It started by accident, with the original llama weights being leaked by two sepa...

ipsum2 · on June 18, 2024

Wrong. FAIR has been open sourcing ML models and source code for the last 10+ years. It did not start with llama. Also, llama was not leaked by employees, but people in the broader community, who the weights were shared with.

For example:

Faster R-CNN - state of the art image segmentation, released in 2017.

FastText - text embedding models, 2016.

FAISS - vector DB, 2018.

https://github.com/orgs/facebookresearch/repositories has over 1,000 repos.

hlfshell · on June 18, 2024

I was speaking about LLM weights specifically and llama, not all models and work at FAIR.

Per your links, it's clear that FAIR does have a good history of open source work.

ninjin · on June 19, 2024

This is very true.
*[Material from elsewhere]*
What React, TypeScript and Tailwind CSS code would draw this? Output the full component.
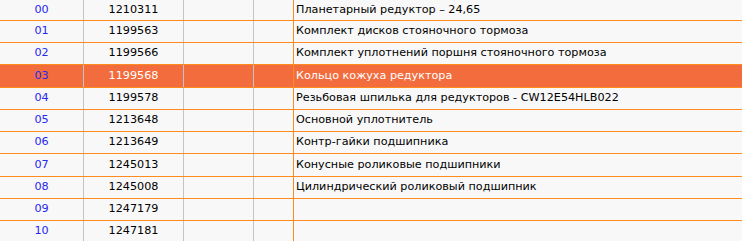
import React from "react";

const rows: [string, string, string, string][] = [
  ["00", "1210311", "Планетарный редуктор – 24,65", "h-[21px]"],
  ["01", "1199563", "Комплект дисков стояночного тормоза", "h-[22px]"],
  ["02", "1199566", "Комплект уплотнений поршня стояночного тормоза", "h-[22px]"],
  ["03", "1199568", "Кольцо кожуха редуктора", "h-[23px]"],
  ["04", "1199578", "Резьбовая шпилька для редукторов - CW12E54HLB022", "h-[22px]"],
  ["05", "1213648", "Основной уплотнитель", "h-[22px]"],
  ["06", "1213649", "Контр-гайки подшипника", "h-[22px]"],
  ["07", "1245013", "Конусные роликовые подшипники", "h-[23px]"],
  ["08", "1245008", "Цилиндрический роликовый подшипник", "h-[22px]"],
  ["09", "1247179", "", "h-[22px]"],
  ["10", "1247181", "", "h-[22px]"],
];

export default function App() {
  return (
    <div
      className="w-[742px] h-[241px] overflow-hidden bg-[#f8f8f8]"
      style={{ fontFamily: '"DejaVu Sans", Verdana, sans-serif' }}
    >
      <div className="flex flex-col text-[11.2px]">
        {rows.map(([n, code, desc, h]) => {
          const hi = n === "03";
          return (
            <div
              key={n}
              className={`flex ${h} border-b border-[#ff8a1e] ${hi ? "bg-[#f26c3d] text-white" : "text-black"}`}
            >
              <div className="w-[84px] shrink-0 flex items-center justify-center text-[#2727f0] border-r border-[#c4c4c4]">
                {n}
              </div>
              <div className="w-[100px] shrink-0 flex items-center justify-center border-r border-[#c4c4c4]">
                {code}
              </div>
              <div className="w-[70px] shrink-0 border-r border-[#c4c4c4]" />
              <div className="w-[40px] shrink-0 border-r border-[#ff8a1e]" />
              <div className="flex-1 flex items-center pl-[2px] whitespace-nowrap">{desc}</div>
            </div>
          );
        })}
      </div>
    </div>
  );
}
But we should also mention that Facebook sadly have been and are on a negative trajectory of openness. As someone working closely with them, there was a culture of nearly complete openness in the early years of their existence. Research was promptly shared in its entirety and licensing was compliant with open science. However, as the "AI boom" has grown, there is an increasing internal culture of holding parts of research back (my understanding is that this pressure comes from the C-suite). Licensing that previously was open source compliant, has had non-commercial clauses added more and more frequently and even non-standard complex agreements as we have seen for LLaMA 2 and 3. This is sad and the culture of openness is ultimately at risk as they become more and more like OpenAI, Google DeepMind, etc.

As I frequently point out, Facebook are free to decide on their own culture as they see fit and I am not entitled to their work. But it saddens me that they believe that compromising on their initial ideals is the way forward, rather than sticking to them through thick and thin. This, ultimately, makes it more and more difficult for me as an academic that believe in these ideals to work with them.

onurcel · on June 18, 2024

> It started by accident, with the original llama weights being leaked by two separate employees.

This is not true. Meta Fair has been built on openness from day 1. We published many papers and open-source d many repositories to reproduce the work

sdenton4 · on June 18, 2024

In short: "Commoditize the complement."

freehorse · on June 18, 2024

> weights being leaked

You can hardly call that "leak" when they basically were sending the weights to thousands of people who applied for access. It is not that they kept them secret.